The US economy has encountered some expected turbulence on inflation’s descent.
The Federal Reserve’s preferred inflation gauge bounced higher in April, underscoring Fed Chair Jerome Powell’s warnings that reining in price hikes “is likely to be bumpy.” But with spending also heating up, Friday’s data from the Commerce Department kicked up the odds for further rate hikes.
The Personal Consumption Expenditures price index rose 4.4% for the 12 months ended in April, up from a 4.2% increase seen in March, according to data released Friday by the Commerce Department. Rising energy prices (up 0.7% month on month) helped push up the headline PCE index; prices for goods and services increased 0.3% and 0.4%, respectively, while food prices showed a very slight decrease.
The closely watched core PCE index — where volatile components of food and energy are excluded — unexpectedly ticked up: The Fed’s go-to gauge was up 4.7% for the year. In March, the core PCE gauge grew by 4.6%.
Economists had forecast that core PCE would hold steady at 4.6%, according to Refinitiv.
On a monthly basis, the headline and core indexes were both up 0.4%. In March, the headline PCE index showed a 0.1% gain, while core accelerated by 0.3%.
Economists polled by Refinitiv were expecting April’s monthly core price to increase 0.3%.
The PCE indexes are part of the Personal Income and Outlays report, which provides a more comprehensive look at shifts in prices, including how consumers respond to them and how much consumers are spending, bringing in and saving.
Consumer spending jumped 0.8% in April from March, double what economists had expected. Excluding the effects of inflation, real consumer spending increased 0.5%, reflecting a boost seen from new car purchases, according to the report. Household income ticked up to 0.4% from March; the prior month, personal income grew 0.3%.
As spending increased faster than incomes, the personal saving rate fell to 4.1% in April.
“Inflation has peaked and is moderating, but it remains much too high,” said Mark Zandi, Moody’s Analytics chief economist, in an email to CNN. “It is encouraging that the cost of housing services is moderating, reflecting weaker rents; but health care inflation is picking up, reflecting a tight health care labor market and quickly rising labor costs.”
He added: “It is critical that inflation moderate further, otherwise the Fed will continue to increase rates, which will ultimately undermine the economy and push it into recession.”
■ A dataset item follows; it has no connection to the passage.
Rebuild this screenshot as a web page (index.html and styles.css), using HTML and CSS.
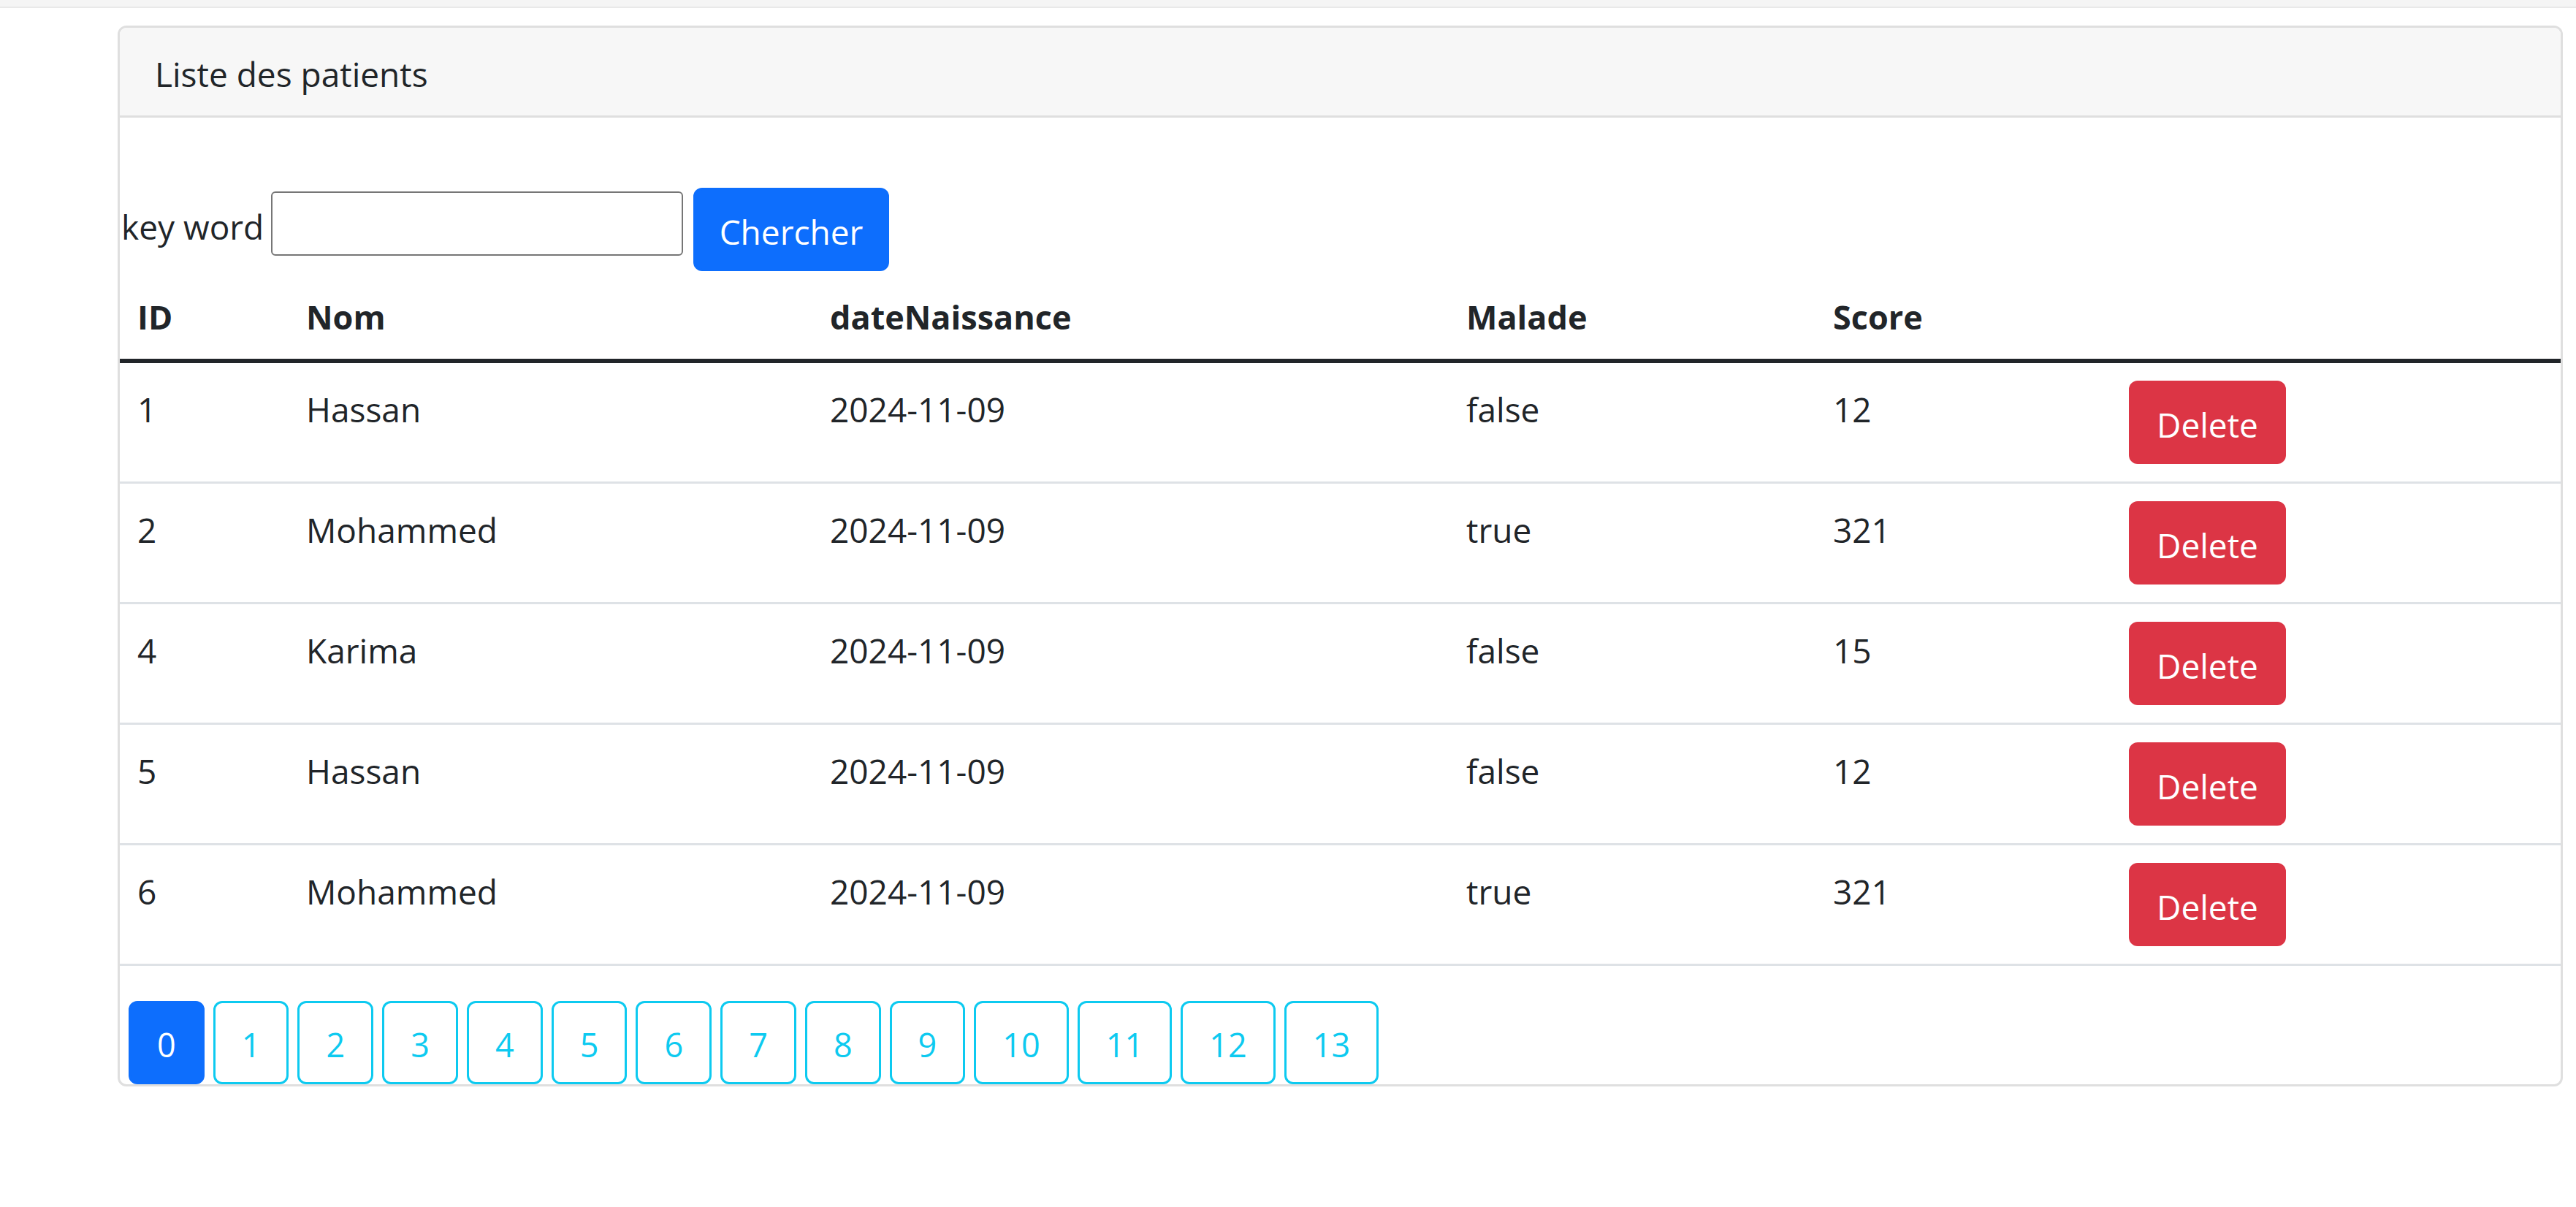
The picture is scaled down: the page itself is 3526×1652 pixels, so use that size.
FILE: index.html
```html
<!DOCTYPE html>
<html lang="fr">
<head>
<meta charset="utf-8">
<title>Liste des patients</title>
<link rel="stylesheet" href="styles.css">
</head>
<body>
<div class="topbar"></div>
<div class="page">
  <div class="card">
    <div class="card-header">Liste des patients</div>
    <div class="card-body">
      <form class="search">
        <label class="search-label" for="kw">key word</label>
        <input class="search-input" id="kw" type="text">
        <button class="btn btn-primary search-btn" type="button">Chercher</button>
      </form>
      <table class="table">
        <thead>
          <tr>
            <th class="col-id">ID</th>
            <th class="col-nom">Nom</th>
            <th class="col-date">dateNaissance</th>
            <th class="col-malade">Malade</th>
            <th class="col-score">Score</th>
            <th class="col-action"></th>
          </tr>
        </thead>
        <tbody>
          <tr><td>1</td><td>Hassan</td><td>2024-11-09</td><td>false</td><td>12</td><td><button class="btn btn-danger" type="button">Delete</button></td></tr>
          <tr><td>2</td><td>Mohammed</td><td>2024-11-09</td><td>true</td><td>321</td><td><button class="btn btn-danger" type="button">Delete</button></td></tr>
          <tr><td>4</td><td>Karima</td><td>2024-11-09</td><td>false</td><td>15</td><td><button class="btn btn-danger" type="button">Delete</button></td></tr>
          <tr><td>5</td><td>Hassan</td><td>2024-11-09</td><td>false</td><td>12</td><td><button class="btn btn-danger" type="button">Delete</button></td></tr>
          <tr><td>6</td><td>Mohammed</td><td>2024-11-09</td><td>true</td><td>321</td><td><button class="btn btn-danger" type="button">Delete</button></td></tr>
        </tbody>
      </table>
      <ul class="pages">
        <li><a class="page-btn active" href="#">0</a></li>
        <li><a class="page-btn" href="#">1</a></li>
        <li><a class="page-btn" href="#">2</a></li>
        <li><a class="page-btn" href="#">3</a></li>
        <li><a class="page-btn" href="#">4</a></li>
        <li><a class="page-btn" href="#">5</a></li>
        <li><a class="page-btn" href="#">6</a></li>
        <li><a class="page-btn" href="#">7</a></li>
        <li><a class="page-btn" href="#">8</a></li>
        <li><a class="page-btn" href="#">9</a></li>
        <li><a class="page-btn" href="#">10</a></li>
        <li><a class="page-btn" href="#">11</a></li>
        <li><a class="page-btn" href="#">12</a></li>
        <li><a class="page-btn" href="#">13</a></li>
      </ul>
    </div>
  </div>
</div>
</body>
</html>
```
FILE: styles.css
```css
*, *::before, *::after { box-sizing: border-box; }

html, body {
  margin: 0;
  padding: 0;
  background: #ffffff;
}

body {
  font-family: "Open Sans", "Noto Sans", "Liberation Sans", sans-serif;
  font-size: 46px;
  line-height: 72px;
  color: #212529;
}

.topbar {
  height: 11px;
  background: #f5f5f5;
  border-bottom: 2px solid #e9e9e9;
}

.page {
  padding: 24px 18px 0 161px;
}

.card {
  border: 3px solid #dfdfdf;
  border-radius: 12px;
  background: #ffffff;
}

.card-header {
  background: #f7f7f7;
  padding: 27px 48px 21px 48px;
  border-bottom: 3px solid #dfdfdf;
  border-radius: 9px 9px 0 0;
}

.card-body {
  padding: 96px 0 0 0;
}

.search {
  display: flex;
  align-items: flex-start;
  margin: 0;
}

.search-label {
  width: 207px;
  margin-top: 17px;
  padding-left: 2px;
}

.search-input {
  width: 564px;
  height: 88px;
  margin: 5px 0 0 0;
  border: 2px solid #767676;
  border-radius: 6px;
  font: inherit;
  padding: 0 6px;
  background: #ffffff;
}

.btn {
  display: inline-block;
  font: inherit;
  font-size: 46px;
  line-height: 72px;
  padding: 21px 36px 15px 36px;
  border: 3px solid transparent;
  border-radius: 12px;
  color: #ffffff;
  cursor: pointer;
  text-align: center;
}

.btn-primary {
  background: #0d6efd;
  border-color: #0d6efd;
}

.btn-danger {
  background: #dc3545;
  border-color: #dc3545;
  width: 215px;
  padding-left: 0;
  padding-right: 0;
}

.search-btn {
  width: 268px;
  height: 114px;
  margin-left: 14px;
  padding-left: 0;
  padding-right: 0;
}

.table {
  width: 100%;
  table-layout: fixed;
  border-collapse: collapse;
  margin: 0 0 48px 0;
}

.table th,
.table td {
  padding: 27px 24px 21px 24px;
  text-align: left;
  white-space: nowrap;
}

.table th {
  font-weight: 700;
  font-size: 45px;
  vertical-align: bottom;
  border-bottom: 6px solid #212529;
}

.table td {
  vertical-align: top;
  border-bottom: 3px solid #dee2e6;
}

.table td:last-child {
  padding-top: 24px;
  padding-bottom: 24px;
}

.col-id { width: 231px; }
.col-nom { width: 717px; }
.col-date { width: 871px; }
.col-malade { width: 502px; }
.col-score { width: 405px; }
.col-action { width: 615px; }

.pages {
  display: flex;
  list-style: none;
  margin: 0;
  padding: 0;
}

.pages li {
  margin-left: 12px;
}

.page-btn {
  display: block;
  font-size: 45px;
  padding: 21px 36px 15px 36px;
  border: 3px solid #0dcaf0;
  border-radius: 12px;
  color: #0dcaf0;
  text-decoration: none;
  background: #ffffff;
}

.page-btn.active {
  background: #0d6efd;
  border-color: #0d6efd;
  color: #ffffff;
}
```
Another hike becoming more likely
Since March last year, the Fed has hiked its benchmark interest rate 10 consecutive times as part of efforts to cool demand and bring down high inflation.
At the central bank’s policymaking meeting earlier this month, Fed officials voted unanimously on a quarter-point rate increase. They also signaled that a pause could be on the table in June as they continued to evaluate the effects from the barrage of rate hikes as well as banks tightening their lending standards amid broader sector turmoil.
Just before the Commerce Department data was released on Friday, markets had the probability of a Fed pause at 54.2%, according to CME FedWatch. A little more than an hour later, those odds shifted to a 58.5% probability of a quarter-point hike next month.
“We’ve said we went back to normal [after the pandemic], but the problem is, that doesn’t mean inflation immediately goes back to normal,” Laura Veldkamp, finance professor at Columbia University’s Graduate School of Business, told CNN in an interview. “Inflation has taken on a life of its own.”
The deeply embedded and persistent inflation has been expected to come down slowly. However, if there are hiccups along the way and inflation accelerates, then it may mean that more aggressive policy is warranted, Veldkamp said.
The Fed hopes to meet its mandate without triggering a recession, but it’s a “delicate” process, she said.